Banks must strike a delicate balance—ensuring robust protection while maintaining a seamless customer experience. Clear communication, easy dispute resolution, and adaptive authentication techniques help maintain this balance.

Customer education also plays a vital role. When users understand why certain actions are taken, such as transaction verification or step-up authentication, they are more likely to cooperate and remain loyal to the brand.

Preparing for Future Threats: AI, Deepfakes, and Quantum Risks

The future of fraud is evolving in parallel with technology. New risks such as AI-generated identities, deepfake videos, and quantum computing pose serious challenges to even the most advanced detection systems.

Deepfakes could allow fraudsters to impersonate clients visually or audibly, fooling biometric systems. Quantum computing, once commercially viable, may undermine encryption protocols currently securing banking systems.

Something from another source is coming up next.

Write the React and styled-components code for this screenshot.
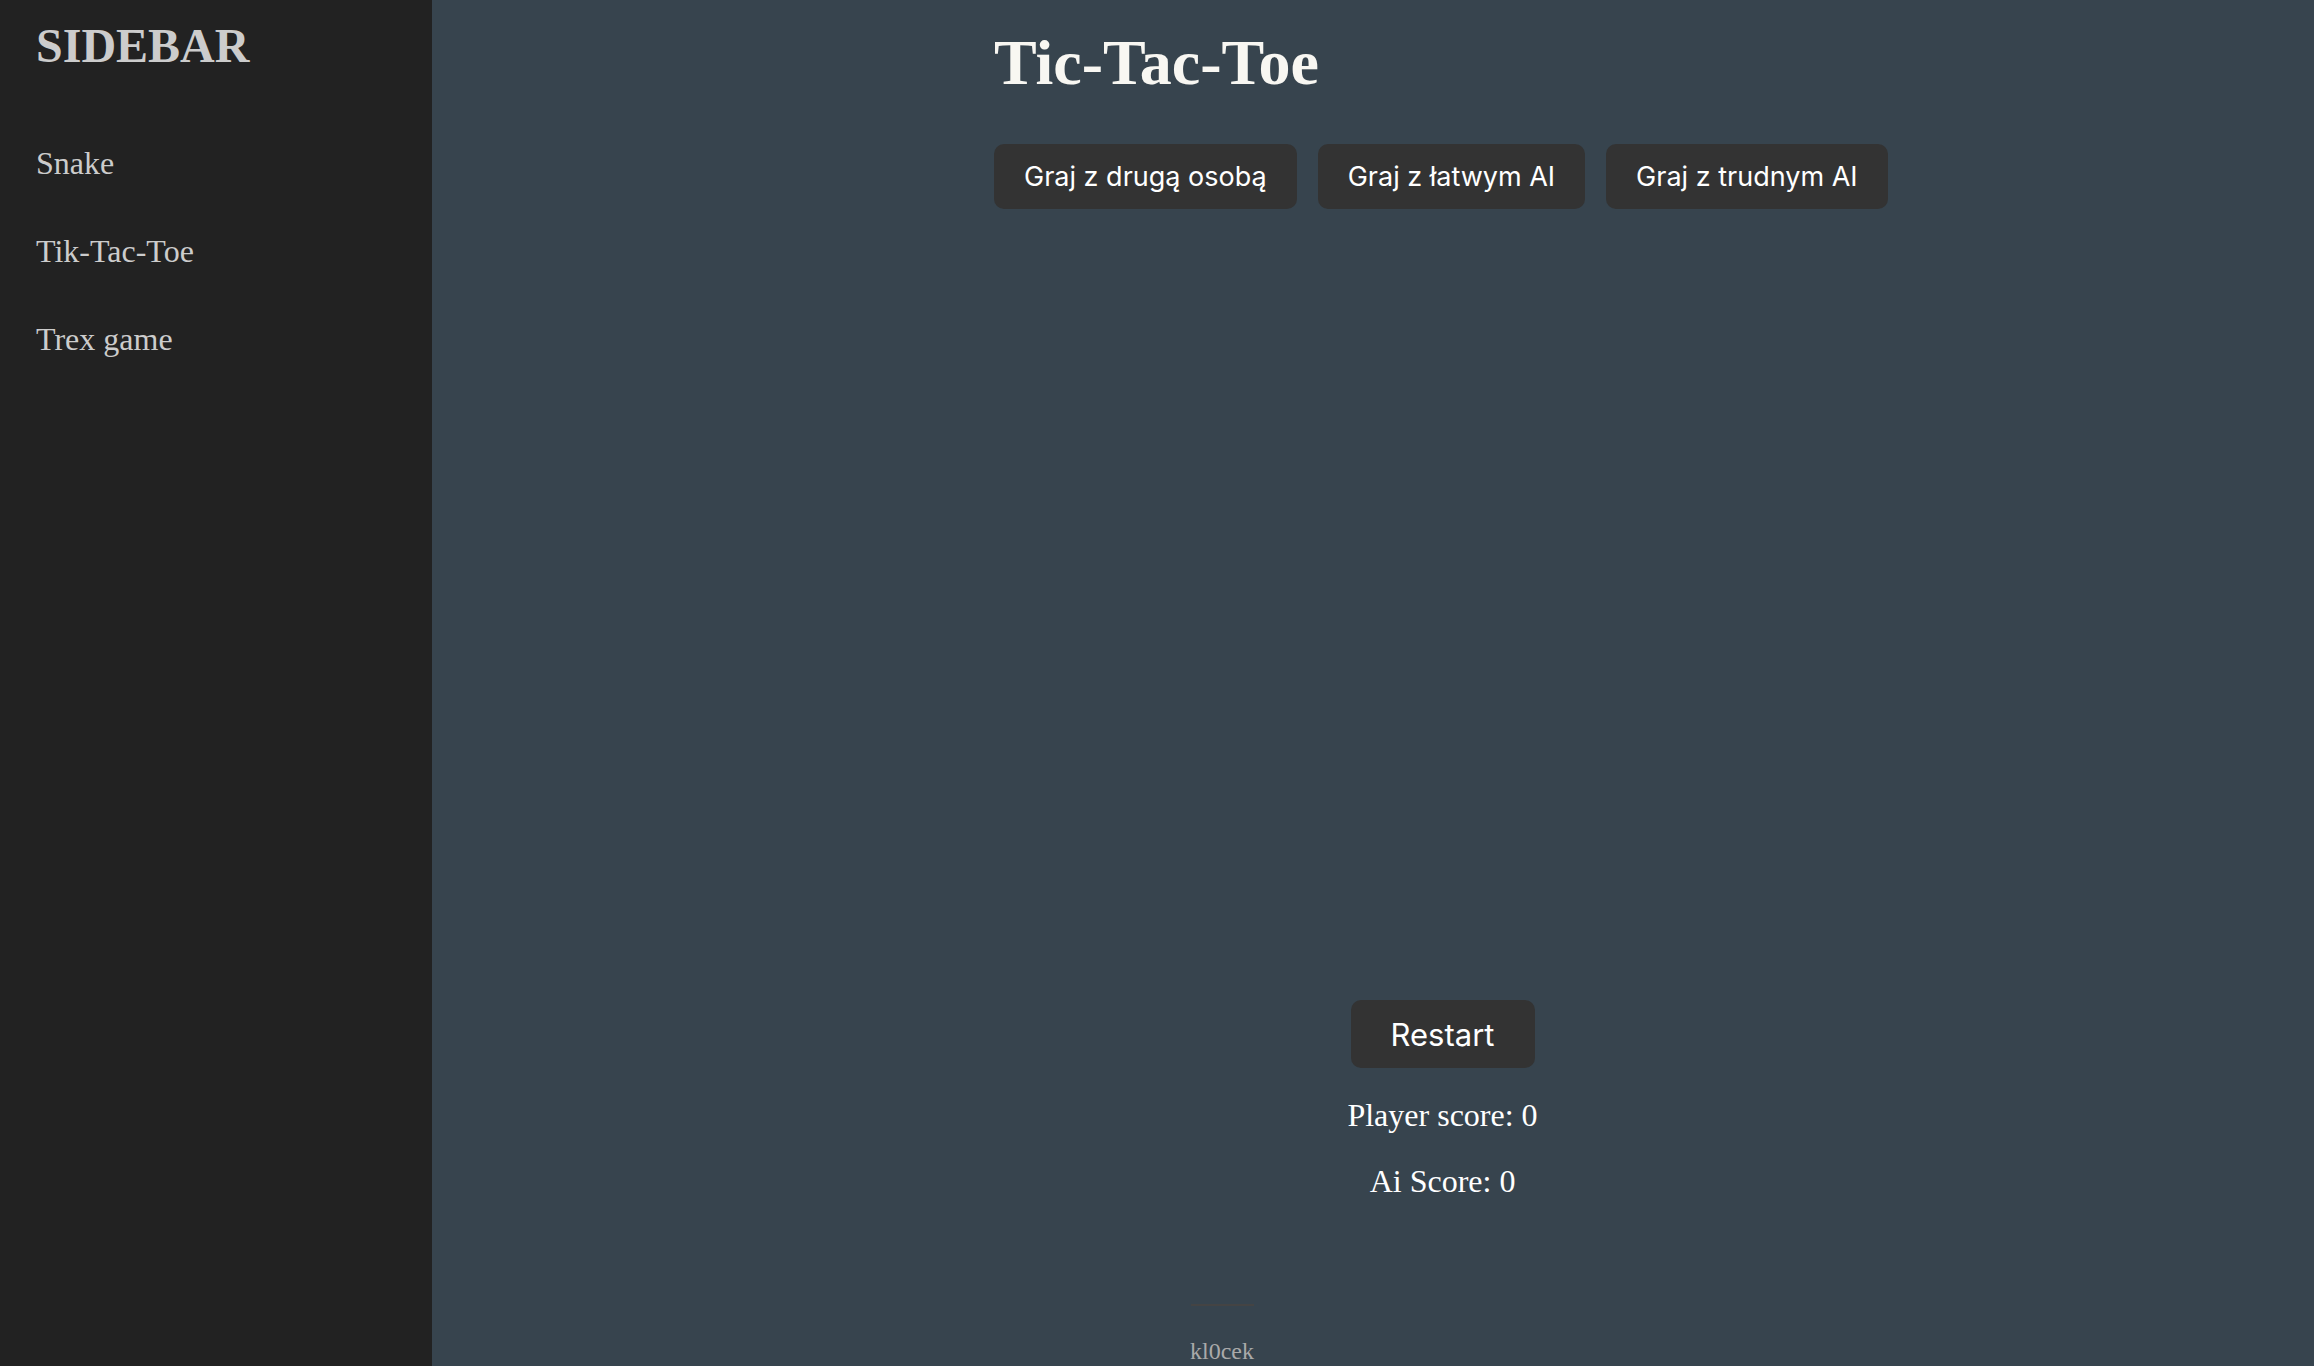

To prepare, institutions must invest in quantum-resistant algorithms, improve multimodal authentication systems, and simulate emerging threats to test their resilience. Forward-looking threat modeling and agile response strategies will be essential.

Conclusion

The convergence of advanced analytics, real-time computing, behavioral modeling, and machine learning has redefined what’s possible in fraud prevention. Banks now have the tools to detect threats with greater precision, respond in real-time, and even anticipate fraudulent behavior before it occurs.

But technology alone is not the answer. The success of fraud prevention lies in the synthesis of human expertise, ethical responsibility, cross-functional collaboration, and continuous innovation. From building adaptive models to enabling regulatory transparency and customer satisfaction, fraud detection is no longer a back-office function—it is a strategic imperative woven into the fabric of financial services.

As digital ecosystems grow more complex and fraudsters become more sophisticated, the banks that thrive will be those that treat fraud prevention not as a cost center but as a cornerstone of their value proposition—powered by data science and driven by trust.